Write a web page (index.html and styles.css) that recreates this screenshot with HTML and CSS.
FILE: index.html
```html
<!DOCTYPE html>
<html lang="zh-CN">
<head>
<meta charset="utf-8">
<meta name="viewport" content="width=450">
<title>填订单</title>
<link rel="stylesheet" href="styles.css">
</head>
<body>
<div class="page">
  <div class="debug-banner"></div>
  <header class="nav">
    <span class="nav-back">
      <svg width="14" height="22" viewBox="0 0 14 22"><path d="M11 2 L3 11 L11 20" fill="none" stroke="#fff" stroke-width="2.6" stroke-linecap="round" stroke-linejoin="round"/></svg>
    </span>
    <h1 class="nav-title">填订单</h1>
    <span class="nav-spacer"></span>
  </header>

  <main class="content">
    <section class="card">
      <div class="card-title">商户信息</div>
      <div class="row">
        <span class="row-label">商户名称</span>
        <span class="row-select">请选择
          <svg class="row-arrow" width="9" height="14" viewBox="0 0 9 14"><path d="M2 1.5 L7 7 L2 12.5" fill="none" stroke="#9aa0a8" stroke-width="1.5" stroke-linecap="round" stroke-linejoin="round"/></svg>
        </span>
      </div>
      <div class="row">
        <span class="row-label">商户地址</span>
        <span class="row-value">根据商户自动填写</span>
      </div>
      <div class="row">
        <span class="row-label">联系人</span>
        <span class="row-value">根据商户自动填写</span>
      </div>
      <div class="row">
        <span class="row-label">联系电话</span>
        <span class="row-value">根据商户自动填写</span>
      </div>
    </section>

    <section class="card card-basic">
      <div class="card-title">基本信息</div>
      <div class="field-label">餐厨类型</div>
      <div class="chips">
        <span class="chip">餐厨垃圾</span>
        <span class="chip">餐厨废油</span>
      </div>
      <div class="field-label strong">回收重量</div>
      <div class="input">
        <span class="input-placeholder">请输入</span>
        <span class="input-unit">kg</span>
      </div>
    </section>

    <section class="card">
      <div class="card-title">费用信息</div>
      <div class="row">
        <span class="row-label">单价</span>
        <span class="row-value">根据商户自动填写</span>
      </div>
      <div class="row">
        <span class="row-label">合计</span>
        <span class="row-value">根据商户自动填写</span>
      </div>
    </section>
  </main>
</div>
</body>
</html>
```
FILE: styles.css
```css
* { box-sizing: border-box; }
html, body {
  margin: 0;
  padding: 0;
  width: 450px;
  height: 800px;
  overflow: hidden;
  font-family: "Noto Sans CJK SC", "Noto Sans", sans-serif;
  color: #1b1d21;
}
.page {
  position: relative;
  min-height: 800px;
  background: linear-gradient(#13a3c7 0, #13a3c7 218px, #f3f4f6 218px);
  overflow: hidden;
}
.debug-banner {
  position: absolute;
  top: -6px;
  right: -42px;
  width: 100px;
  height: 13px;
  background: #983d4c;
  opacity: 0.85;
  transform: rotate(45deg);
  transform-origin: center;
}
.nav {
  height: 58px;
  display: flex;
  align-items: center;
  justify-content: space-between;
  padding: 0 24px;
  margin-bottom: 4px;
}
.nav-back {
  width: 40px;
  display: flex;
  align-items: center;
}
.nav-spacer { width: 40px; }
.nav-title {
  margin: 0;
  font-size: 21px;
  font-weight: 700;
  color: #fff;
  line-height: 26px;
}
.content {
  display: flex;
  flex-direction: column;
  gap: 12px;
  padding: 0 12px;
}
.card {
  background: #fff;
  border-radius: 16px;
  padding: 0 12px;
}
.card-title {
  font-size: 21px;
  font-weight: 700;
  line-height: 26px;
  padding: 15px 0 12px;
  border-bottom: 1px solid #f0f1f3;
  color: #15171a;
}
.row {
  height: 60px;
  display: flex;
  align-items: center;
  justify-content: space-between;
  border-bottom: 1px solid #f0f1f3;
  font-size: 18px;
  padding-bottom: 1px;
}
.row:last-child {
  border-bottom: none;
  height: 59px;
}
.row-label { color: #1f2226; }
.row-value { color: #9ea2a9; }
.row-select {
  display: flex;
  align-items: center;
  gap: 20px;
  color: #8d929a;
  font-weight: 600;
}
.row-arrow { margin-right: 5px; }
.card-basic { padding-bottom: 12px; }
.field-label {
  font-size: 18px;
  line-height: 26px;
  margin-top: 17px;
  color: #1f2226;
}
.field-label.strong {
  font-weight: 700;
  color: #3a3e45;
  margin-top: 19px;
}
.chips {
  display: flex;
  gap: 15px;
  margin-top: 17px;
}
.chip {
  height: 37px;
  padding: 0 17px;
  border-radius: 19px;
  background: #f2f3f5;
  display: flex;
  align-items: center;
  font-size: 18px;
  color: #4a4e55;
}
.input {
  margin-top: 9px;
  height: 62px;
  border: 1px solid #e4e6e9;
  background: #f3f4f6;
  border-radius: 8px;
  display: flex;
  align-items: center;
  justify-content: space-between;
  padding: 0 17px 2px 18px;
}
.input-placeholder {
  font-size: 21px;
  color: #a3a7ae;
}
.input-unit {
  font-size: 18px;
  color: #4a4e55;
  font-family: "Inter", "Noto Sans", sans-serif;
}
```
:::::
PROBLEM DESCRIPTION -
Scan the material above. Return every line containing the string "page".

ANSWER TO THIS PROBLEM -
Write a web page (index.html and styles.css) that recreates this screenshot with HTML and CSS.
<div class="page">
.page {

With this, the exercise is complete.